Additionally, you may want to use the insulated render on the window reveals. In these areas, applying a 20mm insulation board is not a practical situation. You can also have these details between openings and facias & gutters. Alternatively, we now stock insulating Aerogel strips. These are specifically designed with hard-to-reach areas in mind. Crucially, they prevent cold bridging around areas like verge trims and junction boxes. These areas are often very susceptible to cold bridging, which compromises the uninterrupted thermal envelope.


As discussed above coloured renders and insulated renders are used interchangeably in the industry but you do have subtle differences. Coloured render refers to the cement-based plaster applied either as a basecoat or a thin-coat decorative finish. They also refer to one-coat Monocouche Scratch Render applied in one pass onto the substrate. Therefore there would be additional external insulating boards stuck on the substrate waiting to receive the coloured render itself.

Insulated Render usually refers to an external wall insulation system that not only contains a coloured render, but an insulation material that is adhered to the substrate. This insulation material can be EPS, Mineral Wool, K5 Phenolic or Wood fibre insulation.

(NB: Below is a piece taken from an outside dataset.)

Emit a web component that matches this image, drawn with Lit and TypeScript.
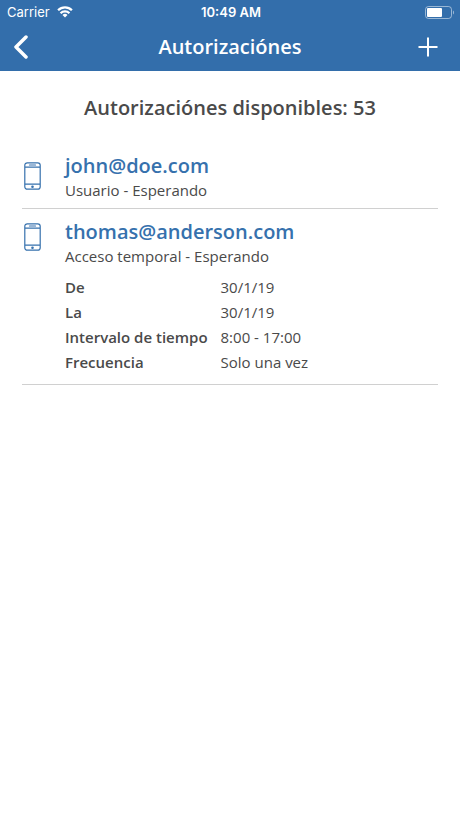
import { LitElement, html, css, svg, nothing } from "lit";
import { customElement, property } from "lit/decorators.js";
import { classMap } from "lit/directives/class-map.js";

interface Detail {
  label: string;
  value: string;
}

interface Authorization {
  email: string;
  summary: string;
  details: Detail[];
}

const AUTHORIZATIONS: Authorization[] = [
  { email: "john@doe.com", summary: "Usuario - Esperando", details: [] },
  {
    email: "thomas@anderson.com",
    summary: "Acceso temporal - Esperando",
    details: [
      { label: "De", value: "30/1/19" },
      { label: "La", value: "30/1/19" },
      { label: "Intervalo de tiempo", value: "8:00 - 17:00" },
      { label: "Frecuencia", value: "Solo una vez" },
    ],
  },
];

const wifiIcon = html`<svg width="16" height="12" viewBox="0 0 16 12" aria-hidden="true">
  ${svg`<g fill="none" stroke="#fff" stroke-width="2.3">
    <path d="M1.1 4.3a9.8 9.8 0 0 1 13.8 0" />
    <path d="M3.6 7.2a6.2 6.2 0 0 1 8.8 0" />
  </g>
  <path d="M8 11.6 5.5 9.1a3.5 3.5 0 0 1 5 0z" fill="#fff" />`}
</svg>`;

const batteryIcon = html`<svg width="30" height="13" viewBox="0 0 30 13" aria-hidden="true">
  ${svg`<rect x="0.5" y="0.5" width="26" height="12" rx="3" fill="none" stroke="#fff" stroke-opacity="0.5" />
  <rect x="2" y="2" width="15" height="9" rx="1" fill="#fff" />
  <path d="M28 4.5c1.4.5 1.4 3.5 0 4z" fill="#fff" fill-opacity="0.5" />`}
</svg>`;

const backIcon = html`<svg width="14" height="24" viewBox="0 0 14 24" aria-hidden="true">
  ${svg`<path d="M12 2 2 12l10 10" fill="none" stroke="#fff" stroke-width="3.5" stroke-linecap="round" stroke-linejoin="round" />`}
</svg>`;

const plusIcon = html`<svg width="20" height="20" viewBox="0 0 20 20" aria-hidden="true">
  ${svg`<path d="M10 0.5v19M0.5 10h19" fill="none" stroke="#fff" stroke-width="2" />`}
</svg>`;

const phoneIcon = html`<svg width="17" height="28" viewBox="0 0 17 28" aria-hidden="true">
  ${svg`<g fill="none" stroke="#3671ad" stroke-width="1.2">
    <rect x="0.8" y="0.8" width="15.4" height="26.4" rx="2.5" />
    <path d="M1 5.2h15M1 22.2h15" />
    <path d="M5.5 3h6" stroke-linecap="round" />
  </g>
  <circle cx="8.5" cy="24.7" r="1.3" fill="#3671ad" />`}
</svg>`;

@customElement("status-bar")
export class StatusBar extends LitElement {
  static styles = css`
    :host {
      display: grid;
      grid-template-columns: 1fr auto 1fr;
      align-items: center;
      height: 24px;
      padding: 0 5px 0 7px;
      font-family: Inter, "Liberation Sans", sans-serif;
      font-size: 13px;
      color: #fff;
    }
    .carrier {
      display: flex;
      align-items: center;
      gap: 7px;
    }
    .time {
      font-weight: 600;
    }
    .battery {
      display: flex;
      justify-content: flex-end;
    }
    svg {
      display: block;
    }
  `;

  render() {
    return html`
      <span class="carrier">Carrier ${wifiIcon}</span>
      <span class="time">10:49 AM</span>
      <span class="battery">${batteryIcon}</span>
    `;
  }
}

@customElement("authorization-item")
export class AuthorizationItem extends LitElement {
  @property({ attribute: false }) item!: Authorization;

  static styles = css`
    :host {
      display: block;
      border-bottom: 1px solid #d0d0d0;
    }
    .row {
      display: flex;
      align-items: center;
      gap: 24px;
      padding-left: 2px;
    }
    .detailed {
      align-items: flex-start;
    }
    .icon {
      flex: none;
    }
    .detailed .icon {
      padding-top: 14px;
    }
    svg {
      display: block;
    }
    .body {
      flex: 1;
      min-width: 0;
      padding: 9px 0 8px;
    }
    .email {
      display: block;
      font-size: 20px;
      line-height: 28px;
      font-weight: 600;
      color: #3671ad;
      text-decoration: none;
    }
    p {
      margin: 0;
      font-size: 15px;
      line-height: 20px;
    }
    table {
      margin: 9px 0 1px;
      border-collapse: collapse;
      font-size: 15px;
      line-height: 25px;
    }
    th,
    td {
      padding: 0;
      text-align: left;
      font-weight: 400;
      white-space: nowrap;
    }
    th {
      padding-right: 13px;
      font-weight: 600;
    }
  `;

  render() {
    const { email, summary, details } = this.item;
    return html`
      <div class=${classMap({ row: true, detailed: details.length > 0 })}>
        <div class="icon">${phoneIcon}</div>
        <div class="body">
          <a class="email" href="mailto:${email}">${email}</a>
          <p>${summary}</p>
          ${details.length
            ? html`<table>
                <tbody>
                  ${details.map(
                    (d) => html`<tr><th scope="row">${d.label}</th><td>${d.value}</td></tr>`
                  )}
                </tbody>
              </table>`
            : nothing}
        </div>
      </div>
    `;
  }
}

@customElement("app-root")
export class AppRoot extends LitElement {
  static styles = css`
    :host {
      display: block;
      min-height: 100vh;
      background: #fff;
      color: #4a4a4a;
      font-family: "Open Sans", "Noto Sans", sans-serif;
    }
    header {
      padding-bottom: 2px;
      background: #336eab;
      color: #fff;
    }
    nav {
      display: grid;
      grid-template-columns: 1fr auto 1fr;
      align-items: center;
      height: 45px;
      padding: 0 14px;
    }
    h1,
    h2 {
      margin: 0;
      font-size: 20px;
      line-height: 28px;
      font-weight: 600;
      text-align: center;
    }
    button {
      padding: 0;
      border: 0;
      background: none;
      cursor: pointer;
    }
    .add {
      justify-self: end;
      padding-right: 8px;
    }
    .back {
      justify-self: start;
    }
    svg {
      display: block;
    }
    main {
      padding: 23px 22px;
    }
    h2 {
      margin-bottom: 21px;
    }
  `;

  render() {
    return html`
      <header>
        <status-bar></status-bar>
        <nav>
          <button class="back" type="button" aria-label="Atrás">${backIcon}</button>
          <h1>Autorizaciónes</h1>
          <button class="add" type="button" aria-label="Añadir">${plusIcon}</button>
        </nav>
      </header>
      <main>
        <h2>Autorizaciónes disponibles: 53</h2>
        ${AUTHORIZATIONS.map(
          (item) => html`<authorization-item .item=${item}></authorization-item>`
        )}
      </main>
    `;
  }
}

Coloured render can also have insulating properties, but it must be declared on the packaging. However, this can be used to take the edge of a substrate rather than as a prime insulating material for the purposes of thermal insulation. I.e. applying 100mm of insulating cement-based plaster is just practical. 

2020’s outlook for coloured render

We are finding that the 2020s have brought about a significant increase in demand for coloured render finishes either as a render itself or with an insulating board applied. Sand & cement, while still widely used, is slowly being phased out. This is due to the fact that once applied, it does not have the same benefits.